The ALP never recovered, it simply became the softer conservative, while
even the conservatives lost most of their reason for being and will be
wiped out like the UK Tories in the next election (depends on the amount of
changes made to the borders though). I forget the dates but the
conservatives were in until the mid 80s, then a lackluster ALP and now we
have suffered two terms of the conservatives rolling back the gains of the
post-war period for the first time and by the end of the year the ALP will
be back promising nothing much at all except more of the same.

I have great faith in the Australian working class, and none of for the
"left" organisations as they now exist (I would love to be surprised).

Such is the state of Australian politics even our coups are stage farces
and from an international perspective don't really deserve much attention.

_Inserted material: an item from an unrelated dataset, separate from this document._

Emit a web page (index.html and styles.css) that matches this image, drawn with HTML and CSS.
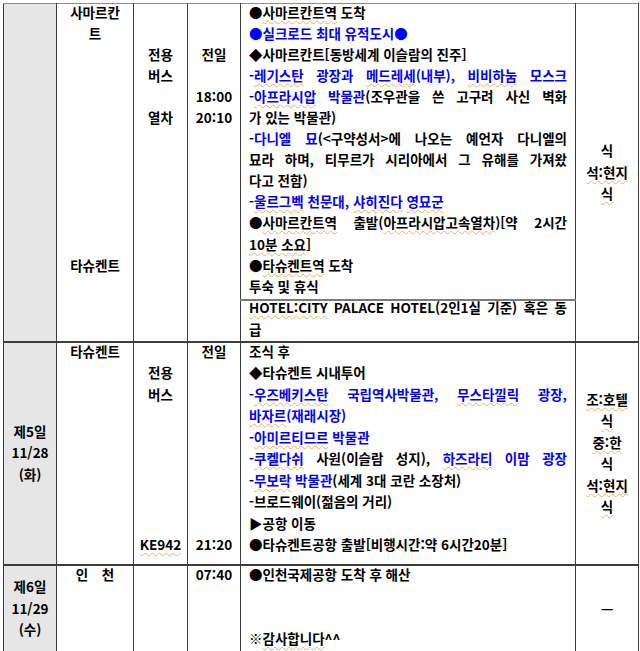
FILE: index.html
```html
<!DOCTYPE html>
<html lang="ko">
<head>
<meta charset="utf-8">
<title>일정표</title>
<link rel="stylesheet" href="styles.css">
</head>
<body>
<table class="plan">
  <colgroup>
    <col class="c-day">
    <col class="c-place">
    <col class="c-trans">
    <col class="c-time">
    <col class="c-sched">
    <col class="c-meal">
  </colgroup>
  <tr class="r1a">
    <td class="day" rowspan="2"></td>
    <td class="place" rowspan="2">
      <div class="l">사마르칸</div>
      <div class="l">트</div>
      <div class="l"></div><div class="l"></div><div class="l"></div><div class="l"></div><div class="l"></div>
      <div class="l"></div><div class="l"></div><div class="l"></div><div class="l"></div><div class="l"></div>
      <div class="l">타슈켄트</div>
    </td>
    <td class="trans" rowspan="2">
      <div class="l"></div><div class="l"></div>
      <div class="l">전용</div>
      <div class="l">버스</div>
      <div class="l"></div>
      <div class="l">열차</div>
    </td>
    <td class="time" rowspan="2">
      <div class="l"></div><div class="l"></div>
      <div class="l">전일</div>
      <div class="l"></div>
      <div class="l">18:00</div>
      <div class="l">20:10</div>
    </td>
    <td class="sched">
      <div class="l">●<span class="sq">사마르칸트역</span> 도착</div>
      <div class="l b">●실크로드 최대 유적도시●</div>
      <div class="l">◆사마르칸트[동방세계 이슬람의 진주]</div>
      <div class="l j">-<span class="b"><span class="sq">레기스탄</span> 광장과 <span class="sq">메드레세</span>(내부), <span class="sq">비비하눔</span> 모스크</span></div>
      <div class="l j">-<span class="b"><span class="sq">아프라시압</span> 박물관</span>(조우관을 쓴 고구려 사신 벽화</div>
      <div class="l">가 있는 박물관)</div>
      <div class="l j">-<span class="b">다니엘 묘</span>(&lt;구약성서&gt;에 나오는 예언자 다니엘의</div>
      <div class="l j">묘라 하며, 티무르가 시리아에서 그 유해를 가져왔</div>
      <div class="l">다고 전함)</div>
      <div class="l">-<span class="b"><span class="sq">울르그벡</span> 천문대, <span class="sq">샤히진다</span> <span class="sq">영묘군</span></span></div>
      <div class="l j"><span class="word">●<span class="sq">사마르칸트역</span></span> <span class="word">출발(<span class="sq">아프라시압고속열차</span>)[약</span> 2시간</div>
      <div class="l"><span class="sq">10분 소요</span>]</div>
      <div class="l">●<span class="sq">타슈켄트역</span> 도착</div>
      <div class="l">투숙 및 휴식</div>
    </td>
    <td class="meal" rowspan="2">식<br><span class="sq">석:현지</span><br><span class="sq">식</span></td>
  </tr>
  <tr class="r1b">
    <td class="sched hotel">
      <div class="l j"><span class="sq">HOTEL:CITY</span> PALACE HOTEL(2인1실 기준) 혹은 동</div>
      <div class="l">급</div>
    </td>
  </tr>
  <tr class="r2">
    <td class="day">제5일<br>11/28<br>(화)</td>
    <td class="place"><div class="l">타슈켄트</div></td>
    <td class="trans">
      <div class="l"></div>
      <div class="l">전용</div>
      <div class="l">버스</div>
      <div class="l"></div><div class="l"></div><div class="l"></div><div class="l"></div><div class="l"></div><div class="l"></div>
      <div class="l"><span class="sq">KE942</span></div>
    </td>
    <td class="time">
      <div class="l">전일</div>
      <div class="l"></div><div class="l"></div><div class="l"></div><div class="l"></div><div class="l"></div><div class="l"></div><div class="l"></div><div class="l"></div>
      <div class="l">21:20</div>
    </td>
    <td class="sched">
      <div class="l">조식 후</div>
      <div class="l">◆타슈켄트 시내투어</div>
      <div class="l j">-<span class="b"><span class="sq">우즈베키스탄</span> 국립역사박물관, <span class="sq">무스타낄릭</span> 광장,</span></div>
      <div class="l b"><span class="sq">바자르</span>(재래시장)</div>
      <div class="l">-<span class="b"><span class="sq">아미르티므르</span> 박물관</span></div>
      <div class="l j"><span class="word">-<span class="b sq">쿠켈다쉬</span></span> <span class="word">사원(이슬람</span> 성지), <span class="b"><span class="sq">하즈라티</span> 이맘 광장</span></div>
      <div class="l">-<span class="b"><span class="sq">무보락</span> 박물관</span>(세계 3대 코란 소장처)</div>
      <div class="l">-브로드웨이(젊음의 거리)</div>
      <div class="l">▶공항 이동</div>
      <div class="l">●타슈켄트공항 출발[비행시간:약 6시간20분]</div>
    </td>
    <td class="meal"><span class="sq">조:호텔</span><br><span class="sq">식</span><br><span class="sq">중:한</span><br>식<br><span class="sq">석:현지</span><br><span class="sq">식</span></td>
  </tr>
  <tr class="r3">
    <td class="day">제6일<br>11/29<br>(수)</td>
    <td class="place"><div class="l">인&emsp;천</div></td>
    <td class="trans"></td>
    <td class="time"><div class="l">07:40</div></td>
    <td class="sched">
      <div class="l">●인천국제공항 도착 후 해산</div>
      <div class="l"></div><div class="l"></div>
      <div class="l">※<span class="sq">감사합니다</span>^^</div>
    </td>
    <td class="meal dash">—</td>
  </tr>
</table>
</body>
</html>
```

FILE: styles.css
```css
html, body {
  margin: 0;
  padding: 0;
  background: #ffffff;
}

body {
  font-family: "Noto Sans CJK KR", "Noto Sans", sans-serif;
  font-size: 13.5px;
  font-weight: bold;
  color: #000000;
}

.plan {
  border-collapse: collapse;
  table-layout: fixed;
  width: 635px;
  margin: 3px 0 0 3px;
}

.c-day { width: 53px; }
.c-place { width: 77px; }
.c-trans { width: 54px; }
.c-time { width: 53px; }
.c-sched { width: 335px; }
.c-meal { width: 63px; }

.plan td {
  border: 1px solid #3d3d3d;
  padding: 0 8px;
  vertical-align: top;
}

.r1a td { border-top-color: #8c8c8c; }

.r1a { height: 295px; }
.r1b { height: 40px; }
.r2 { height: 223px; }
.r3 { height: 81px; }

.r2 td, .r3 td { border-top-width: 2px; }

.r3 td { border-bottom-width: 2px; }

.plan td.hotel { border-top: 2px solid #7a7a7a; }

.plan td.day {
  background: #e6e6e6;
  text-align: center;
  vertical-align: middle;
  line-height: 21.5px;
  padding: 0;
}

.plan td.place,
.plan td.trans,
.plan td.time {
  text-align: center;
  padding: 0 2px;
}

.plan td.meal {
  text-align: center;
  vertical-align: middle;
  line-height: 21.5px;
  padding: 0 4px;
}

.dash { font-size: 14px; }

.l {
  height: 21.5px;
  line-height: 16px;
}

.r1a .l { height: 21.05px; }

.hotel .l { height: 22px; line-height: 12px; }

.hotel .l + .l { height: 18px; }

.j {
  text-align: justify;
  text-align-last: justify;
}

.word { display: inline-block; }

.b { color: #0000ff; }

.sq {
  text-decoration: underline wavy #eeb060;
  text-decoration-thickness: 1px;
  text-underline-offset: 2px;
}
```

Nestor I hope this is useful, and I rely on better informed comrades to
correct my blunders, it is a shoddy rendition of events.

Greg Schofield
Perth Australia

At 09:46  23/05/01 -0400, you wrote:
>En relación a Re: The CPA and Aboriginal Activismwas RE: Schola,
>el 23 May 01, a las 12:20, Greg Schofield dijo:
> > Whitlam (ousted from Federal Government in 1975)
> >
> > I mentioned this because I was in the Labor party at the time (having
> > joined when I was 16). When the coup happened, the Labor machine went into
> > action to quieten the workers,
>Excuse me, but I had no idea of a coup in Australia in 1975. This has
>already been repeated along these threads, and I guess I am not the
>only one in this case. Could you expand, please?
>And don't think your local issues boring at all. They are very
>interesting, and much to the contrary all of you are offering the
>first 3D picture I ever had of Australian politics. Which, by the way,
>is not a minor politics with mounting tensions in the world and
>Australia at one of the angles of the polygon of the Pacific (Japan,
>USA, Australia). As an Argentinean, on the other hand, I am very
>interested in the history of Australia and of New Zealand,
>particularly in the period that ends in the 1960s.